Write out the data below in full, unchanged, minus the images.

* _Material_:
-------

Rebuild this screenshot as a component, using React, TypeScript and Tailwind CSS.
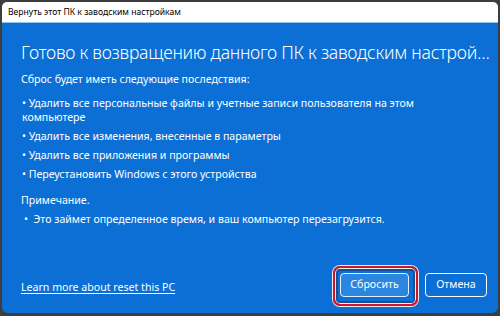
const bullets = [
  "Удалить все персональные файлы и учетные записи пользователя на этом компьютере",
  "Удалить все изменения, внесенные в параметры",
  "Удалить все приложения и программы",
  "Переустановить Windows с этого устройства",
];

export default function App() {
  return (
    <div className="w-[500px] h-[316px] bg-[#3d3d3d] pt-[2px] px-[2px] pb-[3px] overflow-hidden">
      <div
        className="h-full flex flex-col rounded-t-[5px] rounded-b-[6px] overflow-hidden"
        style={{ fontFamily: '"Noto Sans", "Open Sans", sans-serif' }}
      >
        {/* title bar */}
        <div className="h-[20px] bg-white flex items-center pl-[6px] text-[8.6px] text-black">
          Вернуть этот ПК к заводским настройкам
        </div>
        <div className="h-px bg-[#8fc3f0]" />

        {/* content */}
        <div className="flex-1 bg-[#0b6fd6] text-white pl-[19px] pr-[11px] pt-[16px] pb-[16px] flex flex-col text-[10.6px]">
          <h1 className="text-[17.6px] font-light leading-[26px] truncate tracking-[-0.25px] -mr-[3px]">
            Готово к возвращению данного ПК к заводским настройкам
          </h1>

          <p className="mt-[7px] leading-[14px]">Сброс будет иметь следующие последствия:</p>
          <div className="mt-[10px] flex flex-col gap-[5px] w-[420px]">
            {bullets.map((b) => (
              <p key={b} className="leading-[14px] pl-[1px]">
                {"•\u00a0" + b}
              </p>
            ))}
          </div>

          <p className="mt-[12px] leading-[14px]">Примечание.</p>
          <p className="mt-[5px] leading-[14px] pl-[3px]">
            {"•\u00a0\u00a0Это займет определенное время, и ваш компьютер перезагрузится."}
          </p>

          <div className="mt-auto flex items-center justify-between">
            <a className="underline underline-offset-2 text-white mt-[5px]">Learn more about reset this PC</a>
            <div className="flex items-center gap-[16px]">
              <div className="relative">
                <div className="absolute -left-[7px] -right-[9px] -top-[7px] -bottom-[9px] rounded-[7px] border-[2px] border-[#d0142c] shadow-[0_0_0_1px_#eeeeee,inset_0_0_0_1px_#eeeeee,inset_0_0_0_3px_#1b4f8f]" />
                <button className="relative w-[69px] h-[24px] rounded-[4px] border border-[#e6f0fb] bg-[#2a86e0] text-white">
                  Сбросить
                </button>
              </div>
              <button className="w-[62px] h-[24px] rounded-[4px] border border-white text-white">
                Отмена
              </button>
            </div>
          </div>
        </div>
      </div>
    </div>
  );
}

-------

* _Problem solution_:
Rebuild this screenshot as a component, using React, TypeScript and Tailwind CSS.
const bullets = [
  "Удалить все персональные файлы и учетные записи пользователя на этом компьютере",
  "Удалить все изменения, внесенные в параметры",
  "Удалить все приложения и программы",
  "Переустановить Windows с этого устройства",
];

export default function App() {
  return (
    <div className="w-[500px] h-[316px] bg-[#3d3d3d] pt-[2px] px-[2px] pb-[3px] overflow-hidden">
      <div
        className="h-full flex flex-col rounded-t-[5px] rounded-b-[6px] overflow-hidden"
        style={{ fontFamily: '"Noto Sans", "Open Sans", sans-serif' }}
      >
        {/* title bar */}
        <div className="h-[20px] bg-white flex items-center pl-[6px] text-[8.6px] text-black">
          Вернуть этот ПК к заводским настройкам
        </div>
        <div className="h-px bg-[#8fc3f0]" />

        {/* content */}
        <div className="flex-1 bg-[#0b6fd6] text-white pl-[19px] pr-[11px] pt-[16px] pb-[16px] flex flex-col text-[10.6px]">
          <h1 className="text-[17.6px] font-light leading-[26px] truncate tracking-[-0.25px] -mr-[3px]">
            Готово к возвращению данного ПК к заводским настройкам
          </h1>

          <p className="mt-[7px] leading-[14px]">Сброс будет иметь следующие последствия:</p>
          <div className="mt-[10px] flex flex-col gap-[5px] w-[420px]">
            {bullets.map((b) => (
              <p key={b} className="leading-[14px] pl-[1px]">
                {"•\u00a0" + b}
              </p>
            ))}
          </div>

          <p className="mt-[12px] leading-[14px]">Примечание.</p>
          <p className="mt-[5px] leading-[14px] pl-[3px]">
            {"•\u00a0\u00a0Это займет определенное время, и ваш компьютер перезагрузится."}
          </p>

          <div className="mt-auto flex items-center justify-between">
            <a className="underline underline-offset-2 text-white mt-[5px]">Learn more about reset this PC</a>
            <div className="flex items-center gap-[16px]">
              <div className="relative">
                <div className="absolute -left-[7px] -right-[9px] -top-[7px] -bottom-[9px] rounded-[7px] border-[2px] border-[#d0142c] shadow-[0_0_0_1px_#eeeeee,inset_0_0_0_1px_#eeeeee,inset_0_0_0_3px_#1b4f8f]" />
                <button className="relative w-[69px] h-[24px] rounded-[4px] border border-[#e6f0fb] bg-[#2a86e0] text-white">
                  Сбросить
                </button>
              </div>
              <button className="w-[62px] h-[24px] rounded-[4px] border border-white text-white">
                Отмена
              </button>
            </div>
          </div>
        </div>
      </div>
    </div>
  );
}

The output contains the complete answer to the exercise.